Taking inspiration from nature
Towards the end of the 80s, a scientist at Caltech named Carver Mead spawned the field of Neuromorphic Engineering, when one of his students called Misha Mahowald developed a new stereo vision system. Taking inspiration from the human visual system, she built what would become the first silicon retina in the early 90s. It was based on the same principle of center surround receptive fields in the human retina, that emit spikes independently of each other depending on the contrast pattern observed.
Misha Mahowald (circa 1992) in the ‘Carverland’ lab at Caltech, testing her stereocorrespondence chip. Photo credit: Rodney Douglas.
Although Misha drafted the beginning of a new imaging sensor, it did not provide a practical implementation at first. In response, the neuromorphic community simplified the problem by dropping the principle of center-surround pixels. Instead of encoding spatial contrast across multiple pixels which needed sophisticated circuits, the problem could be alleviated by realising a circuit that could encode temporal contrast for single pixels. That way, pixels could still operate individually as processing units just as receptive fields in the retina do and report any deviations in illuminance over time. It would take until 2001 when Tetsuya Yagi at Osaka University and Tobi Delbrück at UZH/ETH in 2008 publish about the first refined temporal contrast sensors, the event cameras as they are known today.
Standard cameras capture absolute illuminance at the same time for all pixels driven by a clock and encoded as frames. One fundamental approach to dealing with temporal redundancy in classical videos is frame difference encoding. This simplest form of video compression includes transmitting only pixel values that exceed a defined intensity change threshold from frame to frame after an initial key-frame. Frame differencing is naturally performed in post-processing, when the data has already been recorded.
Trying to take inspiration from the way our eyes encode information, neuro-morphic cameras capture changes in illuminance over time for individual pixels corresponding to one retinal ganglion cell and its receptive field.
Principle of how ON and OFF events are generated for each pixel.

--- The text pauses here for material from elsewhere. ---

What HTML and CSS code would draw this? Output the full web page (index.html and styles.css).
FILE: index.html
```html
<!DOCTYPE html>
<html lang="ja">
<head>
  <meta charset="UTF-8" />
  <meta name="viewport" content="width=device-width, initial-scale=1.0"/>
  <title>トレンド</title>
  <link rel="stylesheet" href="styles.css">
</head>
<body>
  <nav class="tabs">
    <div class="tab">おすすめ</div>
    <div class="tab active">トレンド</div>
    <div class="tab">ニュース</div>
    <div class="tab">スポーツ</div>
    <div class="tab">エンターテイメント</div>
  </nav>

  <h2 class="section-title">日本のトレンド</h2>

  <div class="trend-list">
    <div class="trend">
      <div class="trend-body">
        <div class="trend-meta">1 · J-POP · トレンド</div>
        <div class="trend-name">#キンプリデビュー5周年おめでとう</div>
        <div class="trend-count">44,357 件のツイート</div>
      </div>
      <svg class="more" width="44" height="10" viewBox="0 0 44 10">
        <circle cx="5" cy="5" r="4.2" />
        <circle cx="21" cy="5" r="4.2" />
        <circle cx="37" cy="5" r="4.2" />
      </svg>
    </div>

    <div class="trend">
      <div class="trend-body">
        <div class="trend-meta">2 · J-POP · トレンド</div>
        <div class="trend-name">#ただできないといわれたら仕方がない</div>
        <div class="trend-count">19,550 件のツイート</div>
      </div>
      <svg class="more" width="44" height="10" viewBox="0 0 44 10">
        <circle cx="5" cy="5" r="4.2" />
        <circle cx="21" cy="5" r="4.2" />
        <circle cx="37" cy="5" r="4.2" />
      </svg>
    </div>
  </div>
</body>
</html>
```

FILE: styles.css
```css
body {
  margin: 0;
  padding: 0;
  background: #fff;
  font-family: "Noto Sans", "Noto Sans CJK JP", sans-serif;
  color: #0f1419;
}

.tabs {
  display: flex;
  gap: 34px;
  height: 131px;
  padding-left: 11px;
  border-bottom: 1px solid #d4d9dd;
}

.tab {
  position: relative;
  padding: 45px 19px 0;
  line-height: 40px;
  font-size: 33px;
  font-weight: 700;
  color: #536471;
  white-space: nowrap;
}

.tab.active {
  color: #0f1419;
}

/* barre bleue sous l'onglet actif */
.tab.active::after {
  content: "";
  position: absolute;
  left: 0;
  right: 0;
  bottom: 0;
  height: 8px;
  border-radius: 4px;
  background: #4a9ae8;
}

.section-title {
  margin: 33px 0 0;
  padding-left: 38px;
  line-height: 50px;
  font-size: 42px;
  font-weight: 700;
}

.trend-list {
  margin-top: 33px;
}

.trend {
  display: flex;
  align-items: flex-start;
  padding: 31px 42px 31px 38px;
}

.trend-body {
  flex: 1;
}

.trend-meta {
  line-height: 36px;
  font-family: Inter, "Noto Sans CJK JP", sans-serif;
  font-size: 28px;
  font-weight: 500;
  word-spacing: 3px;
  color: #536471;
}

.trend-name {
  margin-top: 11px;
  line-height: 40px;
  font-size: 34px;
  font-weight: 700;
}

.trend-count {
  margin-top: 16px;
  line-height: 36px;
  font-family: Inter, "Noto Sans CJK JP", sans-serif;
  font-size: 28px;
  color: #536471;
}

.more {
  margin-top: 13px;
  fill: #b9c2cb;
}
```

If light increases or decreases by a certain percentage, one pixel will trigger what’s called an event, which is the technical equivalent of a cell’s action potential. One event will have a timestamp, x/y coordinates and a polarity depending on the sign of the change. Pixels can fire completely independently of each other, resulting in an overall firing rate that is directly driven by the activity of the scene. It also means that if nothing moves in front of a static camera, no new information is available hence no pixels fire apart from some noise. The absence of accurate measurements of absolute lighting information is a direct result of recording change information. This information can be refreshed by moving the camera itself, much like a microsaccade.

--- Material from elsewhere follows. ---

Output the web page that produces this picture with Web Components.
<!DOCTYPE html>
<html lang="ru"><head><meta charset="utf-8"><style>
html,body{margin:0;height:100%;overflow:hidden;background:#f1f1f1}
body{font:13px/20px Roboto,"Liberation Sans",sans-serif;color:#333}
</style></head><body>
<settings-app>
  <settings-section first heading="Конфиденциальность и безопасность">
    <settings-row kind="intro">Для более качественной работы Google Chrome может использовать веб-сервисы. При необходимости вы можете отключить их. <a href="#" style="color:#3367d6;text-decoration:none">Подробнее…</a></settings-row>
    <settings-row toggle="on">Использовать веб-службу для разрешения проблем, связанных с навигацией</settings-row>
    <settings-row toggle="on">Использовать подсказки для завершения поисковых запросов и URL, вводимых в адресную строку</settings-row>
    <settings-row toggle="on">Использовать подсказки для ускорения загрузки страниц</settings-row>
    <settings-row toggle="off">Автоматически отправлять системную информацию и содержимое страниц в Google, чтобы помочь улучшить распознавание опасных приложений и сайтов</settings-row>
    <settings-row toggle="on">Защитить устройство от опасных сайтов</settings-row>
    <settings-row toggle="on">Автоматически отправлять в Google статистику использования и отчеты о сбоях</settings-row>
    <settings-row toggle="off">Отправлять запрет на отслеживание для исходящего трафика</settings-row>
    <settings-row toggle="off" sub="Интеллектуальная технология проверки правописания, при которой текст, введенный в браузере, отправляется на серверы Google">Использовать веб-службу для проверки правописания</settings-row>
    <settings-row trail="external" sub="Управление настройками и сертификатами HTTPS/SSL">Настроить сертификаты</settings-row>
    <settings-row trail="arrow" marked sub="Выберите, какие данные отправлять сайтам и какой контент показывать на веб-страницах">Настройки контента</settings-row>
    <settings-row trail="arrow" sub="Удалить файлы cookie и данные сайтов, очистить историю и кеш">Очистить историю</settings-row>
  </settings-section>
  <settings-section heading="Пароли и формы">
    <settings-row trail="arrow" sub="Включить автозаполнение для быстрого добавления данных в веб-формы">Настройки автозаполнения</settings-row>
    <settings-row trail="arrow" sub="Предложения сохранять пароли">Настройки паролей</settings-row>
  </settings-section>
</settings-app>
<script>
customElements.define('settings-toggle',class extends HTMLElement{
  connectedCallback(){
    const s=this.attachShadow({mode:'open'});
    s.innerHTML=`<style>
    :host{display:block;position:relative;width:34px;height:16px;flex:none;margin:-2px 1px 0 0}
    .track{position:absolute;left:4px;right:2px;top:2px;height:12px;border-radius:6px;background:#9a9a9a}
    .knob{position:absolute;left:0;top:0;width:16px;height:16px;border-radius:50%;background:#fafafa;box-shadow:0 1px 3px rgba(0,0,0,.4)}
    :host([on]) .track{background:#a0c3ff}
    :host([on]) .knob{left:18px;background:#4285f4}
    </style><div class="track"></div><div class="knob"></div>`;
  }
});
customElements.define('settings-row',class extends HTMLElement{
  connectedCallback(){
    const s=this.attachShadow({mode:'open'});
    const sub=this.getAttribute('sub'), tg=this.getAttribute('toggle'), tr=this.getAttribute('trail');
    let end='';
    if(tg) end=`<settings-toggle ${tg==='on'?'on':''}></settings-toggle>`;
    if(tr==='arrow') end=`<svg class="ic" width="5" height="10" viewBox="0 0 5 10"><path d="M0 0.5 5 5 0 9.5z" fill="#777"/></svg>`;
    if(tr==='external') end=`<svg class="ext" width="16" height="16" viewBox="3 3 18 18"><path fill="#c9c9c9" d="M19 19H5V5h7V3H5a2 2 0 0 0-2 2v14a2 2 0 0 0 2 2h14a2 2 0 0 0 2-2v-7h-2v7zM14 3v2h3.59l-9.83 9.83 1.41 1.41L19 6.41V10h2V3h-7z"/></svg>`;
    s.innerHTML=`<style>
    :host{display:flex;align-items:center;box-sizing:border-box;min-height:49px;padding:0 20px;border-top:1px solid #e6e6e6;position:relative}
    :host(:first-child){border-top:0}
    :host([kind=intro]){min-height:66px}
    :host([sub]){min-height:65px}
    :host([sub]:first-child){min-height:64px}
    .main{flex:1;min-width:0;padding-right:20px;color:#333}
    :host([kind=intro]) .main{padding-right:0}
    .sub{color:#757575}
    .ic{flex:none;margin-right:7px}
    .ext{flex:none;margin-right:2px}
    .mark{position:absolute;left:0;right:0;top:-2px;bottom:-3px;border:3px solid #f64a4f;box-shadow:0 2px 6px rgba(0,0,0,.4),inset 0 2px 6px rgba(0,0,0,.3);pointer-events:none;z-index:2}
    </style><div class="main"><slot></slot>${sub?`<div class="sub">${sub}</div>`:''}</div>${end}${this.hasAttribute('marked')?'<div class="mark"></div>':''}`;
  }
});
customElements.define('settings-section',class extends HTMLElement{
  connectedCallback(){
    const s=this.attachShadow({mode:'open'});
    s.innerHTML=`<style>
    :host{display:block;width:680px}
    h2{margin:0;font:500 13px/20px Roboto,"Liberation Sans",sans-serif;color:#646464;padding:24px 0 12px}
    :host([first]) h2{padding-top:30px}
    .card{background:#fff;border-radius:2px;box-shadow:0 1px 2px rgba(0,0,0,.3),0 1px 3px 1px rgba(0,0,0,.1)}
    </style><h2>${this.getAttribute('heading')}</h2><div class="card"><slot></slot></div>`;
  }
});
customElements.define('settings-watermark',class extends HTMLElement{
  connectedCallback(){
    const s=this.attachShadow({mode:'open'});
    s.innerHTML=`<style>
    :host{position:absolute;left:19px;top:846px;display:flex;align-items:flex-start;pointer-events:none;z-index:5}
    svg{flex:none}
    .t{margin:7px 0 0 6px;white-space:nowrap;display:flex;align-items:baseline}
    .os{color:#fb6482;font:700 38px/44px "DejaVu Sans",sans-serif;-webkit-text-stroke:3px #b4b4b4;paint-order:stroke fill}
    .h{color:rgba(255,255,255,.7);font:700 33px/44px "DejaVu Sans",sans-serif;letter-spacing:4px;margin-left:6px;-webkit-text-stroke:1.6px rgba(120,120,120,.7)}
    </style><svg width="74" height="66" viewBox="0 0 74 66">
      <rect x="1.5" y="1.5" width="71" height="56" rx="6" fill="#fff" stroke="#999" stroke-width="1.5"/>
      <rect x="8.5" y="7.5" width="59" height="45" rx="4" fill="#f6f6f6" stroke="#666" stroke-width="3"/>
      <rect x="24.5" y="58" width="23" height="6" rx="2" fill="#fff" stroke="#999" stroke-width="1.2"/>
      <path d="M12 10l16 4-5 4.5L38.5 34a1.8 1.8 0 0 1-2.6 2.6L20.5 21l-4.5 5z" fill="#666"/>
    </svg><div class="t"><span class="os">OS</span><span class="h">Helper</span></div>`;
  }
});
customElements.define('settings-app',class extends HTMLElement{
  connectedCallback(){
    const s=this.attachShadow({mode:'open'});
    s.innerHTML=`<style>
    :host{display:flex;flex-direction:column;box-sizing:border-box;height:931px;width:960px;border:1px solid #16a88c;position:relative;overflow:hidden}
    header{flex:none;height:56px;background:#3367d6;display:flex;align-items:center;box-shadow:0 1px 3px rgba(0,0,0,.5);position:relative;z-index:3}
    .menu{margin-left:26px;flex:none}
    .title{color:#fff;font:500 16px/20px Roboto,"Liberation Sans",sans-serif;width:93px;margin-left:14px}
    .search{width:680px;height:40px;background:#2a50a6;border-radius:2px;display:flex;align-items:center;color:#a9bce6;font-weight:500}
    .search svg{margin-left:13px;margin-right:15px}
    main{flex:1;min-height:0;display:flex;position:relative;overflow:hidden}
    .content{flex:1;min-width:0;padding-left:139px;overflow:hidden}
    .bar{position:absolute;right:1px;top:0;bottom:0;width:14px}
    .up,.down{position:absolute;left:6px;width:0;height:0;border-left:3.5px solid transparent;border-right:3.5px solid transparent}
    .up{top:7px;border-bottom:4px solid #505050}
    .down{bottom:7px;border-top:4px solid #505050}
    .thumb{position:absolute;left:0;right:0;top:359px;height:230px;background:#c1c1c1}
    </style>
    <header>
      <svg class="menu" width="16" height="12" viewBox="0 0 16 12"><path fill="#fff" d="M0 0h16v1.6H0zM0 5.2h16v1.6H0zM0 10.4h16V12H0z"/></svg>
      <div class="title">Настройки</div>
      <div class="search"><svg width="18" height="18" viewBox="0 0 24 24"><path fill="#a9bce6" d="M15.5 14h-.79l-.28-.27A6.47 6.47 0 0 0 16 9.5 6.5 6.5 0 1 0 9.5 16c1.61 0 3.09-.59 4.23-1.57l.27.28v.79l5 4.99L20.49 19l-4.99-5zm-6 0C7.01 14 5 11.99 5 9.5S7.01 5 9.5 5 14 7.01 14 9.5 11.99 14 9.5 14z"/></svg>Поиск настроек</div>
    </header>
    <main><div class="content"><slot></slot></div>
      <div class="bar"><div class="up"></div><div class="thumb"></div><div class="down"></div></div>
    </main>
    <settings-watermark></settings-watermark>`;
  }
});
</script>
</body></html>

So how do we now get an image from this camera? The short answer is: we don’t. Although we can of course add together all the events per pixel to get an idea of how much the brightness changed (‘binning’), in reality this will not be a reliable estimate, as the electronics of the camera will cause a bit of background noise. As such, the error of your estimate only grows over time.
An event-camera will only record change in brightness and encode it as events in x, y and time. Colour is artificial in this visualisation. Note the fine-grained resolution on the t-axis in comparison with the frame animation earlier.

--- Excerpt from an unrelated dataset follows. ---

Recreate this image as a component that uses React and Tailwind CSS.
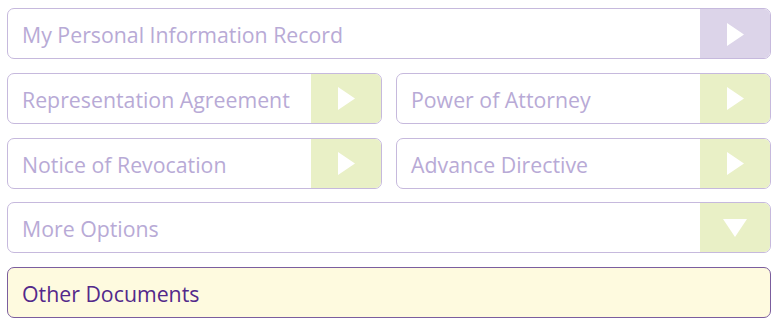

Overall an event-camera has three major advantages: Since pixel exposure times are decoupled of each other, very bright and very dark parts can be captured at the same time, resulting in a dynamic range of up to 125dB. In autonomous vehicles, where the lighting can change very quickly or exposure of a single bright spot such as the sun or a reflection should not interfere with the rest, this can save lives. The decoupled, asynchronous nature furthermore frees bandwidth so that changes for one pixel can be recorded at a temporal resolution and latency of microseconds. This makes it possible to track objects with very high speed and without blur. The third advantange is low power consumption due to the sparse output of events, which makes the camera suitable for mobile and embedded applications. Remember that when nothing in front of the camera moves, no redundant data is recorded by the sensor which reduces computational load overall. It also relieves the need for huge raw data files. Current drawbacks for most commercially event-cameras available today are actually further downstream, namely the lack of hardware and algorithms that properly exploit the sparse nature of an event-camera’s data. Rethinking even the most basic computer vision algorithms without frames takes a considerable effort. I published some work about purely event-based face detection, have a look at the video!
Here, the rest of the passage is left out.